Problem description: Please write the listing below out again exactly, leaving every picture behind.

Data block:

>>>>>

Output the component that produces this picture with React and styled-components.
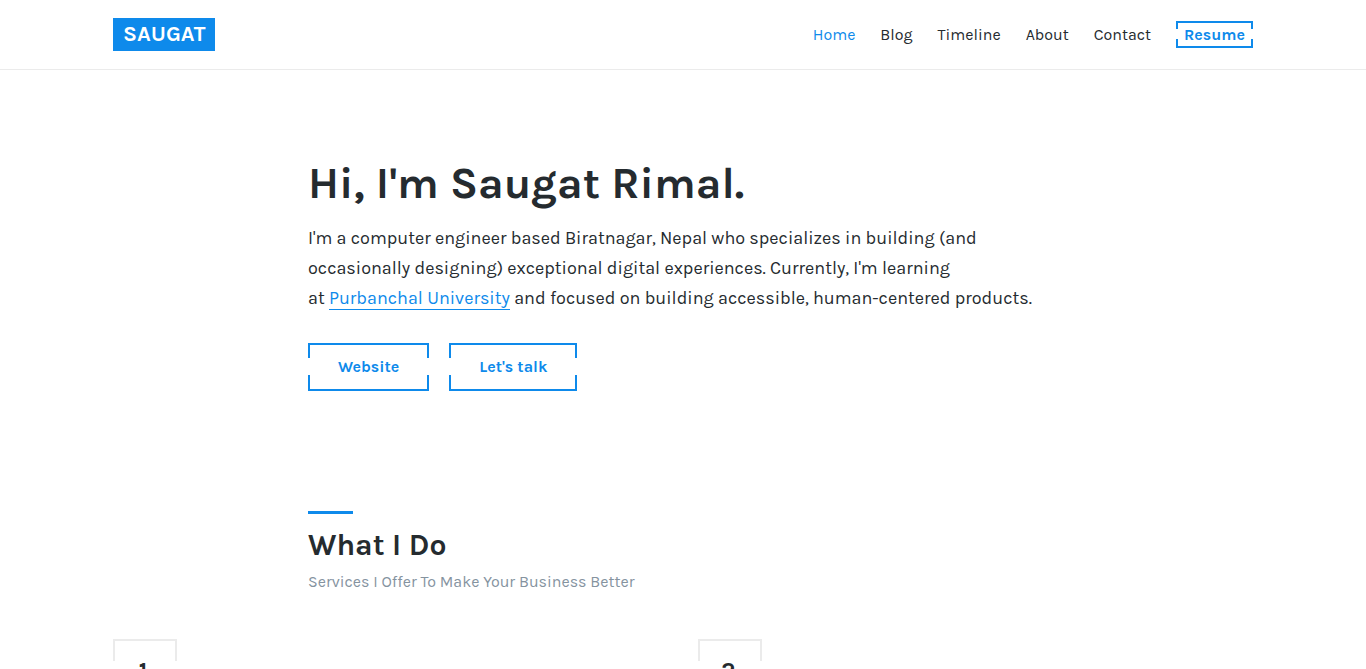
import React from "react";
import styled, { createGlobalStyle, css } from "styled-components";

const blue = "#0e8aeb";
const ink = "#252b2f";
const line = "#ebebeb";

const GlobalStyle = createGlobalStyle`
  * { box-sizing: border-box; }
  body {
    margin: 0;
    background: #fff;
    color: ${ink};
    font-family: Karla, Inter, sans-serif;
    font-size: 16px;
    line-height: 24px;
  }
  h1, h2, p, ul, ol { margin: 0; padding: 0; }
  ul, ol { list-style: none; }
  a { color: inherit; text-decoration: none; }
`;

const Page = styled.div`
  height: 100vh;
  overflow: hidden;
`;

const Container = styled.div`
  width: 100%;
  max-width: 1140px;
  margin: 0 auto;
`;

const Narrow = styled.div`
  width: 100%;
  max-width: 750px;
  margin: 0 auto;
`;

const Header = styled.header`
  border-bottom: 1px solid ${line};
`;

const Bar = styled(Container)`
  display: flex;
  align-items: center;
  justify-content: space-between;
  height: 69px;
`;

const Logo = styled.a`
  padding: 0 10px;
  background: ${blue};
  color: #fff;
  font-size: 22px;
  font-weight: 700;
  line-height: 33px;
  text-align: center;
`;

const Menu = styled.ul`
  display: flex;
  align-items: center;
  gap: 25px;
`;

const MenuLink = styled.a`
  color: ${(p) => (p.$active ? blue : ink)};
`;

/* Frame whose left and right sides are open in the middle. */
const brackets = css`
  position: relative;
  border: 2px solid ${(p) => p.$color || blue};
  &::before {
    content: "";
    position: absolute;
    inset: ${(p) => p.$arm}px -2px ${(p) => p.$arm + 1}px;
    background: #fff;
  }
`;

const Framed = styled.a`
  ${brackets}
  display: block;
  padding: ${(p) => (p.$small ? "0 6px" : "10px 28px")};
  color: ${blue};
  font-weight: 700;
  line-height: ${(p) => (p.$small ? 23 : 24)}px;
  text-align: center;
`;

const Label = styled.span`
  position: relative;
`;

const Hero = styled(Narrow)`
  padding-top: 84px;
`;

const Title = styled.h1`
  font-size: 44px;
  font-weight: 700;
  line-height: 60px;
`;

const Intro = styled.p`
  margin-top: 9px;
  font-size: 18px;
  line-height: 30px;
`;

const InlineLink = styled.a`
  border-bottom: 1px solid ${blue};
  color: ${blue};
`;

const Actions = styled.div`
  display: flex;
  gap: 20px;
  margin-top: 30px;
`;

const SectionHead = styled(Narrow)`
  margin-top: 120px;
  &::before {
    content: "";
    display: block;
    width: 45px;
    height: 3px;
    background: ${blue};
  }
`;

const SectionTitle = styled.h2`
  margin-top: 11px;
  font-size: 30px;
  font-weight: 700;
  line-height: 40px;
`;

const Subtitle = styled.p`
  margin-top: 5px;
  color: #85939f;
`;

const Services = styled.ol`
  display: grid;
  grid-template-columns: 1fr 1fr;
  gap: 30px;
  margin-top: 45px;
`;

const Num = styled.span`
  ${brackets}
  display: block;
  width: 64px;
  height: 64px;
  padding-right: 4px;
  font-size: 24px;
  font-weight: 700;
  line-height: 60px;
  text-align: center;
`;

const links = ["Home", "Blog", "Timeline", "About", "Contact"];

export default function App() {
  return (
    <Page>
      <GlobalStyle />
      <Header>
        <Bar>
          <Logo href="#home">SAUGAT</Logo>
          <nav>
            <Menu>
              {links.map((name) => (
                <li key={name}>
                  <MenuLink href={`#${name.toLowerCase()}`} $active={name === "Home"}>
                    {name}
                  </MenuLink>
                </li>
              ))}
              <li>
                <Framed href="#resume" $small $arm={6}>
                  <Label>Resume</Label>
                </Framed>
              </li>
            </Menu>
          </nav>
        </Bar>
      </Header>
      <main>
        <Hero>
          <Title>Hi, I'm Saugat Rimal.</Title>
          <Intro>
            I'm a computer engineer based Biratnagar, Nepal who specializes in building (and
            occasionally designing) exceptional digital experiences. Currently, I'm learning
            at&nbsp;<InlineLink href="#university">Purbanchal University</InlineLink> and focused
            on building accessible, human-centered products.
          </Intro>
          <Actions>
            <Framed href="#website" $arm={13}>
              <Label>Website</Label>
            </Framed>
            <Framed href="#contact" $arm={13}>
              <Label>Let's talk</Label>
            </Framed>
          </Actions>
        </Hero>
        <SectionHead>
          <SectionTitle>What I Do</SectionTitle>
          <Subtitle>Services I Offer To Make Your Business Better</Subtitle>
        </SectionHead>
        <Container>
          <Services>
            {[1, 2].map((n) => (
              <li key={n}>
                <Num $color={line} $arm={20}>
                  <Label>{n}</Label>
                </Num>
              </li>
            ))}
          </Services>
        </Container>
      </main>
    </Page>
  );
}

<<<<<

Result of this exercise:
Output the component that produces this picture with React and styled-components.
import React from "react";
import styled, { createGlobalStyle, css } from "styled-components";

const blue = "#0e8aeb";
const ink = "#252b2f";
const line = "#ebebeb";

const GlobalStyle = createGlobalStyle`
  * { box-sizing: border-box; }
  body {
    margin: 0;
    background: #fff;
    color: ${ink};
    font-family: Karla, Inter, sans-serif;
    font-size: 16px;
    line-height: 24px;
  }
  h1, h2, p, ul, ol { margin: 0; padding: 0; }
  ul, ol { list-style: none; }
  a { color: inherit; text-decoration: none; }
`;

const Page = styled.div`
  height: 100vh;
  overflow: hidden;
`;

const Container = styled.div`
  width: 100%;
  max-width: 1140px;
  margin: 0 auto;
`;

const Narrow = styled.div`
  width: 100%;
  max-width: 750px;
  margin: 0 auto;
`;

const Header = styled.header`
  border-bottom: 1px solid ${line};
`;

const Bar = styled(Container)`
  display: flex;
  align-items: center;
  justify-content: space-between;
  height: 69px;
`;

const Logo = styled.a`
  padding: 0 10px;
  background: ${blue};
  color: #fff;
  font-size: 22px;
  font-weight: 700;
  line-height: 33px;
  text-align: center;
`;

const Menu = styled.ul`
  display: flex;
  align-items: center;
  gap: 25px;
`;

const MenuLink = styled.a`
  color: ${(p) => (p.$active ? blue : ink)};
`;

/* Frame whose left and right sides are open in the middle. */
const brackets = css`
  position: relative;
  border: 2px solid ${(p) => p.$color || blue};
  &::before {
    content: "";
    position: absolute;
    inset: ${(p) => p.$arm}px -2px ${(p) => p.$arm + 1}px;
    background: #fff;
  }
`;

const Framed = styled.a`
  ${brackets}
  display: block;
  padding: ${(p) => (p.$small ? "0 6px" : "10px 28px")};
  color: ${blue};
  font-weight: 700;
  line-height: ${(p) => (p.$small ? 23 : 24)}px;
  text-align: center;
`;

const Label = styled.span`
  position: relative;
`;

const Hero = styled(Narrow)`
  padding-top: 84px;
`;

const Title = styled.h1`
  font-size: 44px;
  font-weight: 700;
  line-height: 60px;
`;

const Intro = styled.p`
  margin-top: 9px;
  font-size: 18px;
  line-height: 30px;
`;

const InlineLink = styled.a`
  border-bottom: 1px solid ${blue};
  color: ${blue};
`;

const Actions = styled.div`
  display: flex;
  gap: 20px;
  margin-top: 30px;
`;

const SectionHead = styled(Narrow)`
  margin-top: 120px;
  &::before {
    content: "";
    display: block;
    width: 45px;
    height: 3px;
    background: ${blue};
  }
`;

const SectionTitle = styled.h2`
  margin-top: 11px;
  font-size: 30px;
  font-weight: 700;
  line-height: 40px;
`;

const Subtitle = styled.p`
  margin-top: 5px;
  color: #85939f;
`;

const Services = styled.ol`
  display: grid;
  grid-template-columns: 1fr 1fr;
  gap: 30px;
  margin-top: 45px;
`;

const Num = styled.span`
  ${brackets}
  display: block;
  width: 64px;
  height: 64px;
  padding-right: 4px;
  font-size: 24px;
  font-weight: 700;
  line-height: 60px;
  text-align: center;
`;

const links = ["Home", "Blog", "Timeline", "About", "Contact"];

export default function App() {
  return (
    <Page>
      <GlobalStyle />
      <Header>
        <Bar>
          <Logo href="#home">SAUGAT</Logo>
          <nav>
            <Menu>
              {links.map((name) => (
                <li key={name}>
                  <MenuLink href={`#${name.toLowerCase()}`} $active={name === "Home"}>
                    {name}
                  </MenuLink>
                </li>
              ))}
              <li>
                <Framed href="#resume" $small $arm={6}>
                  <Label>Resume</Label>
                </Framed>
              </li>
            </Menu>
          </nav>
        </Bar>
      </Header>
      <main>
        <Hero>
          <Title>Hi, I'm Saugat Rimal.</Title>
          <Intro>
            I'm a computer engineer based Biratnagar, Nepal who specializes in building (and
            occasionally designing) exceptional digital experiences. Currently, I'm learning
            at&nbsp;<InlineLink href="#university">Purbanchal University</InlineLink> and focused
            on building accessible, human-centered products.
          </Intro>
          <Actions>
            <Framed href="#website" $arm={13}>
              <Label>Website</Label>
            </Framed>
            <Framed href="#contact" $arm={13}>
              <Label>Let's talk</Label>
            </Framed>
          </Actions>
        </Hero>
        <SectionHead>
          <SectionTitle>What I Do</SectionTitle>
          <Subtitle>Services I Offer To Make Your Business Better</Subtitle>
        </SectionHead>
        <Container>
          <Services>
            {[1, 2].map((n) => (
              <li key={n}>
                <Num $color={line} $arm={20}>
                  <Label>{n}</Label>
                </Num>
              </li>
            ))}
          </Services>
        </Container>
      </main>
    </Page>
  );
}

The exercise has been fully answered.